The statement
Nothing graceful, wise, or sainted,--
That is how the Dutchman painted,
is so sweeping as to be untrue. Indeed it is wholly absurd. The truth
simply is that one goes to Dutch art for the celebration of fact
without mystery or magic. In other words, Dutch painting is painting
without poetry; and it is this absence of poetry which makes the
romantic Frenchmen appear to be such exotics when one finds them in
Holland, and why it is so pleasant in Holland now and then to taste
their quality, as one may at the Stedelijk Museum and in the Mesdag
Collection at The Hague.
We must not forget, however, that under the French influence certain
modern Dutch painters have been quickened to celebrate the fact _with_
poetry.

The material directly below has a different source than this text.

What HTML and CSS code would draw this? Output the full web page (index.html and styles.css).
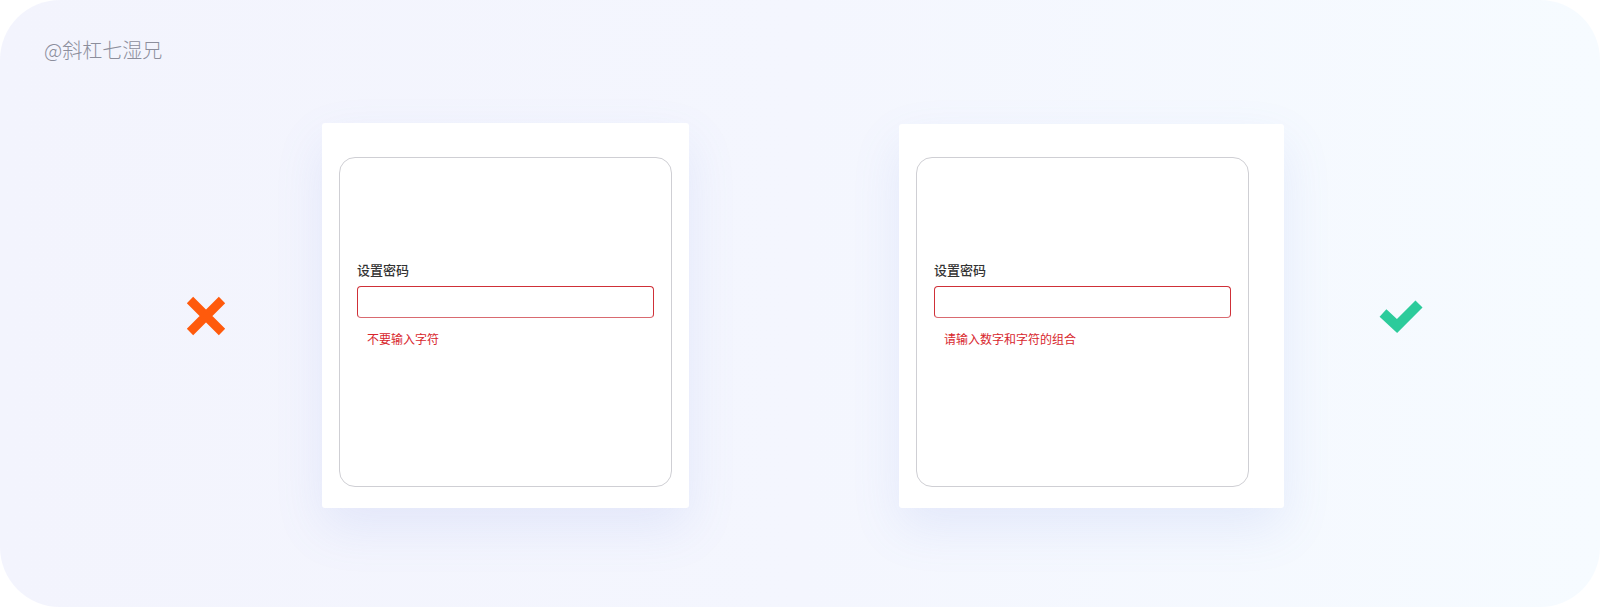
FILE: index.html
```html
<!DOCTYPE html>
<html lang="zh-CN">

<head>
    <meta charset="UTF-8">
    <meta name="viewport" content="width=device-width, initial-scale=1.0">
    <title>密码提示对比</title>
    <link rel="stylesheet" href="styles.css">
</head>

<body>
    <div class="panel">
        <div class="watermark">@斜杠七湿兄</div>

        <div class="compare">
            <svg class="mark mark-bad" width="40" height="40" viewBox="0 0 40 40">
                <path d="M4 4 L36 36 M36 4 L4 36" stroke="#ff5a0c" stroke-width="9" fill="none" />
            </svg>

            <div class="card card-left">
                <div class="form-box">
                    <div class="field-label">设置密码</div>
                    <div class="field-input"></div>
                    <div class="field-error">不要输入字符</div>
                </div>
            </div>

            <div class="card card-right">
                <div class="form-box">
                    <div class="field-label">设置密码</div>
                    <div class="field-input"></div>
                    <div class="field-error">请输入数字和字符的组合</div>
                </div>
            </div>

            <svg class="mark mark-good" width="44" height="34" viewBox="0 0 44 34">
                <path d="M4 14 L18 27 L40 5" stroke="#2ccb9b" stroke-width="10" fill="none" />
            </svg>
        </div>
    </div>
</body>

</html>
```

FILE: styles.css
```css
* {
    margin: 0;
    padding: 0;
    box-sizing: border-box;
}

body {
    background: #fff;
    font-family: "Noto Sans CJK SC", "Noto Sans", sans-serif;
}

.panel {
    width: 1600px;
    height: 607px;
    border-radius: 60px;
    overflow: hidden;
    background: linear-gradient(90deg, #f3f4fd 0%, #f4f6fe 50%, #f6fbff 100%);
}

.watermark {
    padding: 36px 0 0 44px;
    font-size: 20px;
    line-height: 28px;
    font-weight: 300;
    color: #8c8e9c;
}

.compare {
    display: flex;
    align-items: center;
    margin-top: 59px;
    padding-left: 186px;
}

.mark {
    flex: none;
}

.mark-bad {
    margin-right: 96px;
}

.mark-good {
    margin-left: 95px;
}

.card {
    background: #fff;
    border-radius: 3px;
    box-shadow: 0 20px 50px rgba(110, 130, 225, 0.12);
}

.card-left {
    width: 367px;
    height: 385px;
    padding: 34px 17px 0 17px;
}

.card-right {
    width: 385px;
    height: 384px;
    margin-left: 210px;
    padding: 33px 35px 0 17px;
}

.form-box {
    height: 330px;
    border: 1px solid #cfcfd4;
    border-radius: 16px;
    background: #fff;
    padding: 103px 17px 0 17px;
}

.field-label {
    font-size: 13px;
    line-height: 18px;
    font-weight: 500;
    color: #333;
}

.field-input {
    height: 32px;
    margin-top: 7px;
    border: 1.5px solid #cf3038;
    border-bottom-color: #d96a70;
    border-radius: 4px;
}

.field-error {
    margin-top: 12px;
    padding-left: 10px;
    font-size: 12px;
    line-height: 18px;
    color: #d8262d;
}
```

In a little room adjoining the great French room at the
Stedelijk Museum will be found some perfect things by living or very
recent artists for whom Corot did not work in vain: a mere by James
Maris, with a man in a blue coat sitting in a boat; a marsh under
a white sky by Matthew Maris; a village scene by the same exquisite
craftsman. These three pictures, but especially the last two, are in
their way as notable and beautiful as anything by the great names in
Dutch art.
On the ground floor of the Stedelijk Museum is the series of rooms
named after the Suasso family which should on no account be missed, but
of which no notice is given by the Museum authorities.